- Location: Carroll County, New Hampshire
- Coordinates: 43°43′30″N 71°13′24″W﻿ / ﻿43.72500°N 71.22333°W
- Primary inflows: Bodge Brook
- Primary outflows: Dan Hole River
- Basin countries: United States
- Max. length: 1.6 mi (2.6 km)
- Max. width: 0.6 mi (1.0 km)
- Surface area: 443 acres (1.8 km^{2})
- Average depth: 57 ft (17 m)
- Max. depth: 130 ft (40 m)
- Surface elevation: 827 ft (252 m)
- Settlements: Ossipee; Tuftonboro

= Dan Hole Pond =

Lake in Carroll County, New Hampshire

Dan Hole Pond is a 443 acre water body located in Carroll County in eastern New Hampshire, United States, in the towns of Ossipee and Tuftonboro.

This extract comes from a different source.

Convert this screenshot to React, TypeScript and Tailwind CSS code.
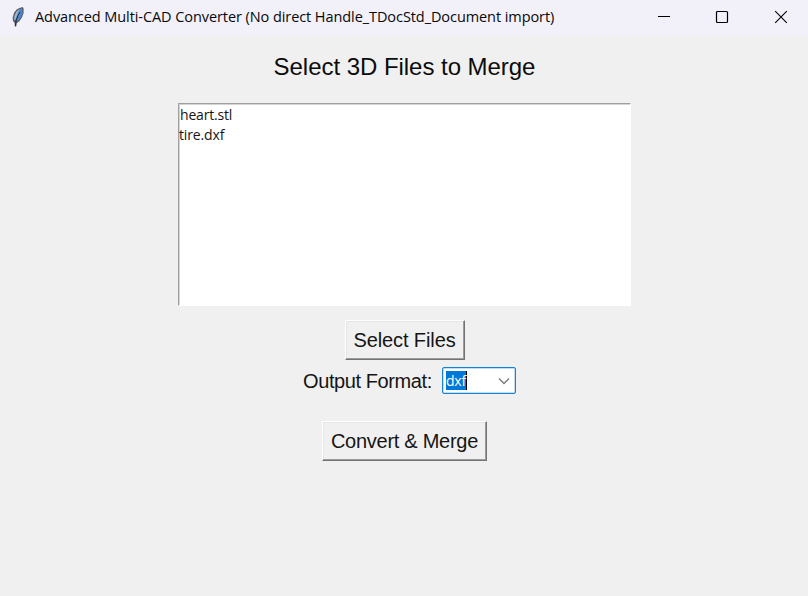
import type { ReactNode } from "react";

function FeatherIcon() {
  return (
    <svg width="14" height="22" viewBox="0 0 14 22" className="mb-[2px] shrink-0">
      <path d="M8.4 2 L11.8 1 L12.6 2.6 L12.6 7 L11 11.6 L8.2 15.6 L5.8 17 L5.2 20.4 L3.8 20.4 L3.6 17 L2 15 L1.6 11.5 L3.2 6.6 L5.6 3.6 Z" fill="#5c6168" />
      <path d="M10.8 2.2 L11.6 6.4 L10 11 L7.4 14.6 L5.2 15 L5.6 10 L7.8 4.2 Z" fill="#4688d2" />
      <path d="M8.8 2.8 L5.4 5.8 L3.4 10 L3 13.4 L4.4 14 L6 9.4 Z" fill="#9fb6cc" />
      <path d="M9 6 L7 9.4 L5.2 14.5 L4.4 20" fill="none" stroke="#1b2431" strokeWidth="0.9" />
    </svg>
  );
}

function TitleBar() {
  return (
    <header className="flex h-9 items-center bg-[#f2f1f9] pl-[11px]">
      <FeatherIcon />
      <h1 className="ml-[10px] -mt-[2px] whitespace-nowrap font-['Open_Sans',sans-serif] text-[14.5px] leading-5 tracking-[-0.075px] text-[#08080a]">
        Advanced Multi-CAD Converter (No direct Handle_TDocStd_Document import)
      </h1>
      <div className="ml-auto flex items-center pr-[20px] pb-[2px]">
        <svg width="14" height="14" viewBox="0 0 14 14" fill="none" stroke="#000">
          <path d="M1 6.5H13" />
        </svg>
        <svg className="ml-[44px]" width="14" height="14" viewBox="0 0 14 14" fill="none" stroke="#000" strokeWidth="1.2">
          <rect x="1.5" y="1.5" width="11" height="11" rx="1" />
        </svg>
        <svg className="ml-[45px]" width="14" height="14" viewBox="0 0 14 14" fill="none" stroke="#000" strokeWidth="1.1">
          <path d="M1.2 1.2L12.8 12.8M12.8 1.2L1.2 12.8" />
        </svg>
      </div>
    </header>
  );
}

function RaisedButton({ className, children }: { className: string; children: ReactNode }) {
  return (
    <button
      className={`flex h-10 items-center justify-center whitespace-nowrap border-t border-r border-b border-l border-t-white border-l-white border-r-[#737373] border-b-[#737373] bg-[#f0f0f0] text-[20px] leading-6 text-[#151515] shadow-[inset_-1px_-1px_0_#9c9c9c,inset_1px_1px_0_#e5e5e5] ${className}`}
    >
      {children}
    </button>
  );
}

export default function App() {
  return (
    <div className="flex h-[596px] w-[808px] flex-col overflow-hidden bg-[#f0f0f0] font-['Liberation_Sans',Arial,sans-serif]">
      <TitleBar />
      <main className="flex flex-col items-center pl-px">
        <h2 className="mt-[16px] h-[30px] whitespace-nowrap text-[24px] leading-[30px] tracking-[-0.04px] text-[#0c0c0c]">
          Select 3D Files to Merge
        </h2>
        <ul className="mt-[21px] h-[203px] w-[453px] border-t border-r border-b border-l border-t-[#a0a0a0] border-l-[#a0a0a0] border-r-white border-b-white bg-white pt-px font-['Open_Sans',sans-serif] text-[14px] leading-5 text-[#151515] shadow-[inset_1px_1px_0_#d4d4d4]">
          <li className="pl-px tracking-[-0.2px]">heart.stl</li>
          <li className="tracking-[-0.15px]">tire.dxf</li>
        </ul>
        <RaisedButton className="mt-[14px] w-[120px] tracking-[-0.1px]">Select Files</RaisedButton>
        <div className="mt-[7px] flex h-[27px] w-[223px] items-center justify-between pl-[10px]">
          <label className="mt-px whitespace-nowrap text-[20px] leading-6 tracking-[-0.4px] text-[#151515]">Output Format:</label>
          <div className="flex h-[27px] w-[74px] items-center justify-between rounded-[2px] border border-[#1683d8] bg-white pr-[5px] pl-[3px] shadow-[inset_0_0_0_0.5px_#83bdea]">
            <span className="h-[19px] border-r border-black bg-[#0078d7] font-['Open_Sans',sans-serif] text-[14px] leading-[19px] tracking-[-0.2px] text-white">
              dxf
            </span>
            <svg width="12" height="8" viewBox="0 0 12 8" fill="none" stroke="#7c7c7c" strokeWidth="1.4">
              <path d="M1 1.5L6 6.5L11 1.5" />
            </svg>
          </div>
        </div>
        <RaisedButton className="mt-[27px] w-[165px] tracking-[-0.27px]">Convert &amp; Merge</RaisedButton>
      </main>
    </div>
  );
}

The pond is situated on the south side of the Ossipee Mountains. Water exits Dan Hole Pond via the Dan Hole River, part of the Ossipee Lake watershed and ultimately that of the Saco River in Maine.

Dan Hole Pond has a maximum depth of 130 ft, but averages closer to 50 ft. The altitude of the pond is 827 ft above sea level. The lake is classified as a coldwater fishery, with observed species including landlocked salmon, brook trout, lake trout, chain pickerel, and horned pout.